In the early 1960s, a man named Charles Bachman automated this concept.  He would later receive a Turing Award for his efforts in creating something called “Integrated Data Store” or IDS.  Using the concepts taken from physical card databases, such as “file,” “field,” and “key,” he build a system that decoupled application logic from the storage of data into files.  Even now, with more than 50 years in between, we would still recognize this as a database.

Drawing from Bachman’s lead, two flavors of databases emerged in the 1960s: network databases and hierarchical databases.  You can read about these separately here.  Briefly, the hierarchical model structures data into trees, while the network model, a looser structure, permitted the direct modeling of m to n relationships.

The Relational Revolution

If you haven’t heard of E.F. Codd, you may want to read up a bit about him.  As far as figures in computer science go, he casts quite a long shadow.  Codd conceived of the relational database model we use today.  Appropriately, since he worked there, you can read about him at IBM’s site.

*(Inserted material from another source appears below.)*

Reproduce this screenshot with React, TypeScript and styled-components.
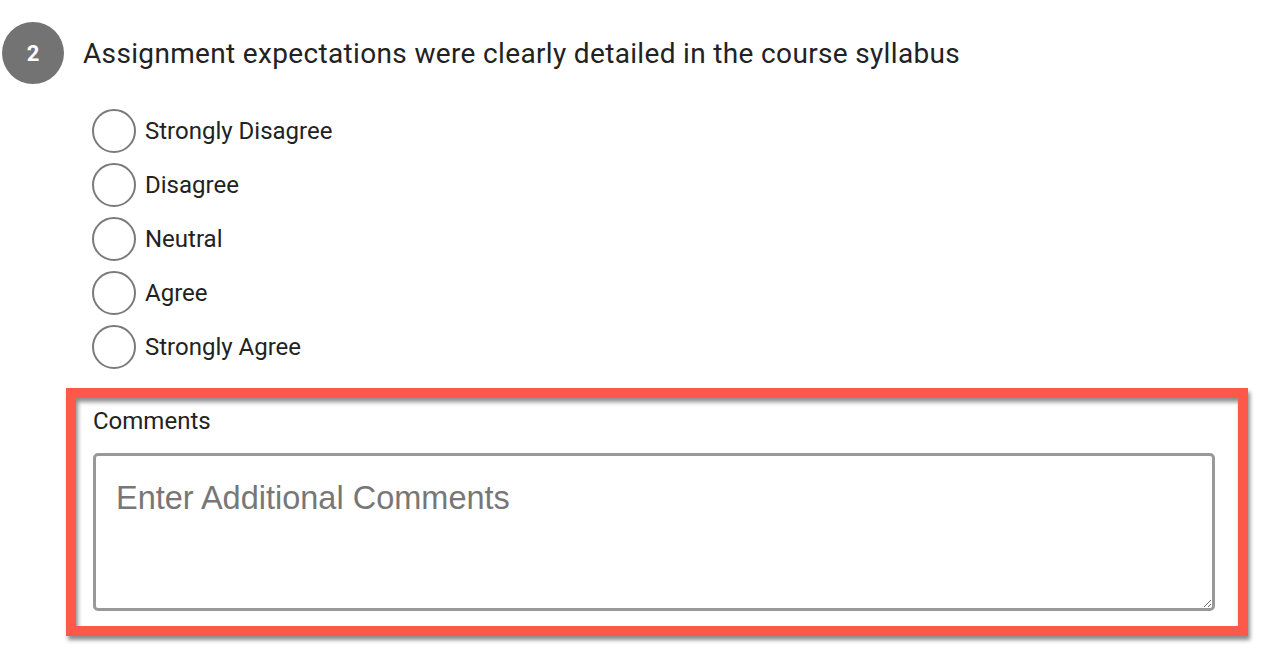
import React from "react";
import styled, { createGlobalStyle } from "styled-components";

const Global = createGlobalStyle`
  html, body { margin: 0; padding: 0; background: #ffffff; }
  body { font-family: Roboto, "Noto Sans", Arial, sans-serif; color: #222222; }
  * { box-sizing: border-box; }
`;

const Page = styled.div`
  display: flex;
  flex-direction: column;
  padding: 22px 0 0 2px;
  width: 1280px;
  height: 668px;
  overflow: hidden;
`;

const QuestionHeader = styled.div`
  display: flex;
  align-items: center;
  gap: 19px;
`;

const Badge = styled.div`
  width: 62px;
  height: 62px;
  border-radius: 50%;
  background: #737373;
  color: #ffffff;
  display: flex;
  align-items: center;
  justify-content: center;
  font-family: Roboto, Arial, sans-serif;
  font-weight: 700;
  font-size: 22px;
  flex-shrink: 0;
`;

const QuestionText = styled.h2`
  margin: 0;
  font-family: Roboto, Arial, sans-serif;
  font-weight: 400;
  font-size: 28px;
  color: #222222;
  letter-spacing: 0.34px;
`;

const Options = styled.div`
  display: flex;
  flex-direction: column;
  margin: 20px 0 0 90px;
`;

const OptionRow = styled.label`
  display: flex;
  align-items: center;
  height: 54px;
  gap: 9px;
  cursor: pointer;
`;

const RadioCircle = styled.span`
  width: 44px;
  height: 44px;
  border-radius: 50%;
  border: 2px solid #7a7a7a;
  background: #ffffff;
  flex-shrink: 0;
`;

const OptionLabel = styled.span`
  font-family: Roboto, Arial, sans-serif;
  font-size: 24px;
  color: #222222;
`;

const Highlight = styled.section`
  margin: 14px 0 0 64px;
  width: 1182px;
  height: 248px;
  border: 10px solid #fd594b;
  box-shadow: 2px 4px 4px rgba(0, 0, 0, 0.45), inset 2px 4px 4px rgba(0, 0, 0, 0.45);
  padding: 9px 23px 15px 17px;
  display: flex;
  flex-direction: column;
  background: #ffffff;
`;

const FieldLabel = styled.label`
  font-family: Roboto, Arial, sans-serif;
  font-size: 24px;
  color: #222222;
  line-height: 28px;
  margin-bottom: 18px;
`;

const CommentBox = styled.textarea`
  width: 1122px;
  height: 158px;
  border: 3px solid #999999;
  border-radius: 5px;
  padding: 24px 20px 20px;
  font-family: "Liberation Sans", Arial, sans-serif;
  font-size: 32.5px;
  color: #333333;
  resize: vertical;
  outline: none;
  &::placeholder {
    color: #777777;
  }
`;

const options = ["Strongly Disagree", "Disagree", "Neutral", "Agree", "Strongly Agree"];

export default function App() {
  return (
    <>
      <Global />
      <Page>
        <QuestionHeader>
          <Badge>2</Badge>
          <QuestionText>Assignment expectations were clearly detailed in the course syllabus</QuestionText>
        </QuestionHeader>
        <Options>
          {options.map((o) => (
            <OptionRow key={o}>
              <RadioCircle />
              <OptionLabel>{o}</OptionLabel>
            </OptionRow>
          ))}
        </Options>
        <Highlight>
          <FieldLabel>Comments</FieldLabel>
          <CommentBox placeholder="Enter Additional Comments" />
        </Highlight>
      </Page>
    </>
  );
}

By the time Codd published his seminal paper in 1970, the world had experienced existing database models long enough to understand their benefits and their shortcomings.  Chief among these shortcomings was the difficulty caused by the coupling between the data and the physical storage of that data.  In other words, the records themselves told searchers where to look for subsequent records.

Back then, as you no doubt understand, both processing power and disk space came at a much higher cost.  These systems did fine when initially storing data.  But new ways of processing it or the need for new queries created expensive, time-consuming rework.

Codd changed this substantially.  His relational model decoupled the form of data from the physical storage of that data.  This alone ushered in significant improvements.  But Codd’s “12 rules” (actually 13 because he zero indexed them) would come later.  And these rule would call for the elimination of any duplication of data, effecitvely optimizing the cost of storage as well.

The Rise of SQL

Our history is starting to round the modern database into shape.  But we still have a good bit of ground to cover.

If you’ve taken any college level database classes, you have probably heard of “Boyes-Codd Normal Form (BCNF).”  Don’t worry if you have only vague memories of exercises to de-duplicate your schema.  I won’t make you rehash your coursework, except to recognize that this Codd is the same Codd that fathered the relational model.

His normalization partner in crime, one Raymond Boyce, worked with Codd and another gentleman named Donald Chamberline at IBM.  They all did significant work in the database arena.  But Boyce and Chamberlin teamed up to create a standard way of requesting information from these newfangled “relational databases.”  They called it “Structured English Query Language” or “SEQUEL,” for short.  It later got even shorter and became “Structure Query Language” or “SQL.”

While not the only proposed game in town for this type of query, SQL did come to win out.  Certainly many factors contributed.  But an arguably killer feature of SQL was its declarative nature.  Application programmers need only specify which records they want, rather than how to retrieve them.  The “how” became an implementation detail of the RDBMS.

The Internet Explosion

The origin of the relational model took place at IBM in the 70s, as did the conception of SQL.  But SQL’s big rise took place during the 1980s.  So too did the rise of various commercial RDBMS vendors.  During the 80s, as everyone normalized around the SQL standard, many RDBMS database products and vendors emerged.  RDBMS proved a big commercial hit among businesses.

Like planetesimals in a newly formed star system, however, these many small RDBMS did not last.  Through a process of accretion, larger competitors absorbed smaller ones until the players we know today began to emerge and mature.

This happened right around the time the internet appeared on the scene.  If the explosion following SQL in the 80s had been something, nobody had prepared for what came next.  As websites became web apps, data mattered for communications in unprecedented ways.  Suddenly, just about every developer on Earth seemed to need client-server access to some RDBMS or another.

This demand put pressure on vendors to optimize, expand feature sets, and generally cater to application developers.  Vendors bolted on all manner of offerings and encouraged a situation where the RDBMS occupied the role of “center of the universe.”

Competition Revisited

One last puzzle piece remains unattached, here.  I bet you can guess.  I’m talking, of course, about the emergence of the NoSQL movement.

Recall that when Codd worked, he sought to address expensive bottlenecks from his time: disk space and processing.  Relational models economized intensely for space.  But sometimes this has come at the price of intense complexity for certain types of data.  In other words, not everything lends itself well to relational storage and normalization.  Massive transactions logs, for instance, don’t really benefit from normalizing.

As the concept of “web scale” grew into our collective consciousness, some began to revisit the ubiquitous assumption of RDBMS for every application.  They implemented things like document databases that stored and processed data in new, “non-traditional” ways.  And they realized a great deal of success in doing so.

It is with a fitting sense of symmetry that we arrive at the present.  Before the RDBMS gained a stranglehold on the computing world, it had a few competitors.  Now, about 40 years later, it once again has a few competitors.  Few things have mattered as much to computing as the RDBMS.  But a history written 40 years from now will categorize it as just one option among many for the age of web scale.